__Set task__:
Copy out every line exactly as given.

## start

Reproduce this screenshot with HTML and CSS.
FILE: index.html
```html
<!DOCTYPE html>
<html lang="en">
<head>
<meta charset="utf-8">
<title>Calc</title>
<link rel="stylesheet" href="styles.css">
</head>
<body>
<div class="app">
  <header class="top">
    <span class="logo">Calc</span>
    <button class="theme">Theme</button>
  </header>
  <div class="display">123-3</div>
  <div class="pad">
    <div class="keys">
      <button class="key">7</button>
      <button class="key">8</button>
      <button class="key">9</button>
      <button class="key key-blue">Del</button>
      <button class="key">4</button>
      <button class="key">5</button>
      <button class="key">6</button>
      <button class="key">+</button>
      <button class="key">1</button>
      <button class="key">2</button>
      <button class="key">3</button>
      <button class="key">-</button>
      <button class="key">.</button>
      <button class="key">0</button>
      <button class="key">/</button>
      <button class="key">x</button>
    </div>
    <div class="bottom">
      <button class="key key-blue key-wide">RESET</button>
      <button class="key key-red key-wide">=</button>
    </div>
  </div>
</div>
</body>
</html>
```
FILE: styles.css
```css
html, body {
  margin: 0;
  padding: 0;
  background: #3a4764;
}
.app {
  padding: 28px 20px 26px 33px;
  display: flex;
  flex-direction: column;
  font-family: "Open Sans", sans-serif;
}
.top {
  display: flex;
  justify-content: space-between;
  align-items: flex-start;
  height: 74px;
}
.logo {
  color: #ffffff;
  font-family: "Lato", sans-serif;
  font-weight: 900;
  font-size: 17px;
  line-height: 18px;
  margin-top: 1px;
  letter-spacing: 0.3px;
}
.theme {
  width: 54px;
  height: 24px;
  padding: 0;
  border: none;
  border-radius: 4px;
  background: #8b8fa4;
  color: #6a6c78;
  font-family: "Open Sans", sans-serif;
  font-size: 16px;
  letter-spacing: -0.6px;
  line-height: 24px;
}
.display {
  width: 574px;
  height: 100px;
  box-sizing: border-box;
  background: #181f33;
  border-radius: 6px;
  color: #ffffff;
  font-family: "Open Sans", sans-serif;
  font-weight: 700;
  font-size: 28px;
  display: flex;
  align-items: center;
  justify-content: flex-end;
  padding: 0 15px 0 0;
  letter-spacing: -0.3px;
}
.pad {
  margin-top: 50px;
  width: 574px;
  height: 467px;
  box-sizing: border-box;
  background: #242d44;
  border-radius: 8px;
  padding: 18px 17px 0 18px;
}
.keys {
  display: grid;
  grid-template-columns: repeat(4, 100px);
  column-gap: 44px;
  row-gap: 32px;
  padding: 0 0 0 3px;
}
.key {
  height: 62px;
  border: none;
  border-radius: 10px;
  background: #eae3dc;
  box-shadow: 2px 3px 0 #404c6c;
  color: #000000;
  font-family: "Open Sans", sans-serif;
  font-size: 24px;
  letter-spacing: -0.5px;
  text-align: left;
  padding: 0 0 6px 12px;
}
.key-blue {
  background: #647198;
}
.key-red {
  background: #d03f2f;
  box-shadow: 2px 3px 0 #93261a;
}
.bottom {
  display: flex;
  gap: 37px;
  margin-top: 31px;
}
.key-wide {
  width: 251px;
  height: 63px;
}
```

## end

__Answer in full__:
Reproduce this screenshot with HTML and CSS.
FILE: index.html
```html
<!DOCTYPE html>
<html lang="en">
<head>
<meta charset="utf-8">
<title>Calc</title>
<link rel="stylesheet" href="styles.css">
</head>
<body>
<div class="app">
  <header class="top">
    <span class="logo">Calc</span>
    <button class="theme">Theme</button>
  </header>
  <div class="display">123-3</div>
  <div class="pad">
    <div class="keys">
      <button class="key">7</button>
      <button class="key">8</button>
      <button class="key">9</button>
      <button class="key key-blue">Del</button>
      <button class="key">4</button>
      <button class="key">5</button>
      <button class="key">6</button>
      <button class="key">+</button>
      <button class="key">1</button>
      <button class="key">2</button>
      <button class="key">3</button>
      <button class="key">-</button>
      <button class="key">.</button>
      <button class="key">0</button>
      <button class="key">/</button>
      <button class="key">x</button>
    </div>
    <div class="bottom">
      <button class="key key-blue key-wide">RESET</button>
      <button class="key key-red key-wide">=</button>
    </div>
  </div>
</div>
</body>
</html>
```
FILE: styles.css
```css
html, body {
  margin: 0;
  padding: 0;
  background: #3a4764;
}
.app {
  padding: 28px 20px 26px 33px;
  display: flex;
  flex-direction: column;
  font-family: "Open Sans", sans-serif;
}
.top {
  display: flex;
  justify-content: space-between;
  align-items: flex-start;
  height: 74px;
}
.logo {
  color: #ffffff;
  font-family: "Lato", sans-serif;
  font-weight: 900;
  font-size: 17px;
  line-height: 18px;
  margin-top: 1px;
  letter-spacing: 0.3px;
}
.theme {
  width: 54px;
  height: 24px;
  padding: 0;
  border: none;
  border-radius: 4px;
  background: #8b8fa4;
  color: #6a6c78;
  font-family: "Open Sans", sans-serif;
  font-size: 16px;
  letter-spacing: -0.6px;
  line-height: 24px;
}
.display {
  width: 574px;
  height: 100px;
  box-sizing: border-box;
  background: #181f33;
  border-radius: 6px;
  color: #ffffff;
  font-family: "Open Sans", sans-serif;
  font-weight: 700;
  font-size: 28px;
  display: flex;
  align-items: center;
  justify-content: flex-end;
  padding: 0 15px 0 0;
  letter-spacing: -0.3px;
}
.pad {
  margin-top: 50px;
  width: 574px;
  height: 467px;
  box-sizing: border-box;
  background: #242d44;
  border-radius: 8px;
  padding: 18px 17px 0 18px;
}
.keys {
  display: grid;
  grid-template-columns: repeat(4, 100px);
  column-gap: 44px;
  row-gap: 32px;
  padding: 0 0 0 3px;
}
.key {
  height: 62px;
  border: none;
  border-radius: 10px;
  background: #eae3dc;
  box-shadow: 2px 3px 0 #404c6c;
  color: #000000;
  font-family: "Open Sans", sans-serif;
  font-size: 24px;
  letter-spacing: -0.5px;
  text-align: left;
  padding: 0 0 6px 12px;
}
.key-blue {
  background: #647198;
}
.key-red {
  background: #d03f2f;
  box-shadow: 2px 3px 0 #93261a;
}
.bottom {
  display: flex;
  gap: 37px;
  margin-top: 31px;
}
.key-wide {
  width: 251px;
  height: 63px;
}
```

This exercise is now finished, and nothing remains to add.